Wie kann eine Messung den ganzen Mars abbilden?

Nun stellt sich die Frage, wie die Messung an einem einzigen Punkt erklären kann, wie dick die Kruste über den gesamten Mars hinweg ist. Immerhin hat auch der Mars Berge und Täler und die Kruste müsste zumindest dort eine andere Dicke aufweisen. Satelliten liefern die Antwort. Sie umkreisen den roten Planeten und zeichnen das Schwerefeld des Mars auf. Diese Werte verglichen die Forschenden mit den InSight-Messungen und kombinierten sie miteinander.
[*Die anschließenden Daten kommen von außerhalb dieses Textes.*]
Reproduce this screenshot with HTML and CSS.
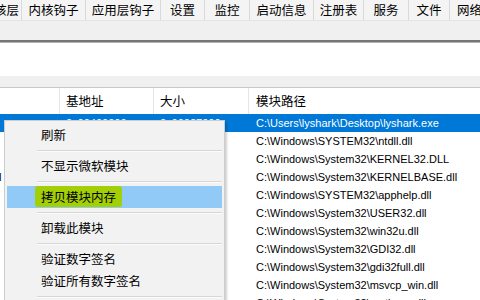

Daraus ergab sich eine genaue Karte. Außerdem lieferte InSight Aufzeichnungen von Beben, die unterhalb der Oberfläche und am Kern reflektiert wurden.

Seismometer der Marssonde InSight auf der Marsoberfläche an der Landestelle. Vom Standpunkt der Kamera führt ein Kabel über den Boden zu einer kleinen weißen Kuppel, bei der es sich um das Seismometer handelt.
Seismometer der Marssonde InSight auf der Marsoberfläche an der Landestelle. Vom Standpunkt der Kamera führt ein Kabel über den Boden zu einer kleinen weißen Kuppel, der Schutzkappe des Seismometers. Bildrechte: NASA/JPL

Wissen wir jetzt alles?

"Wir sind mit der Auswertung aller Daten noch lange nicht zu Ende – der Mars gibt uns noch viele Rätsel auf, vor allem die Frage, ob er sich zur gleichen Zeit und aus demselben Material wie unsere Erde gebildet hat", so Seismologie-Professor Domenico Giardini von der ETH Zürich. Und das ist nur eine von vielen offenen Fragen. Denn es sei immer noch nicht ganz klar, so Giardini, warum der Mars sein Magnetfeld und das gesamte Wasser verloren hat.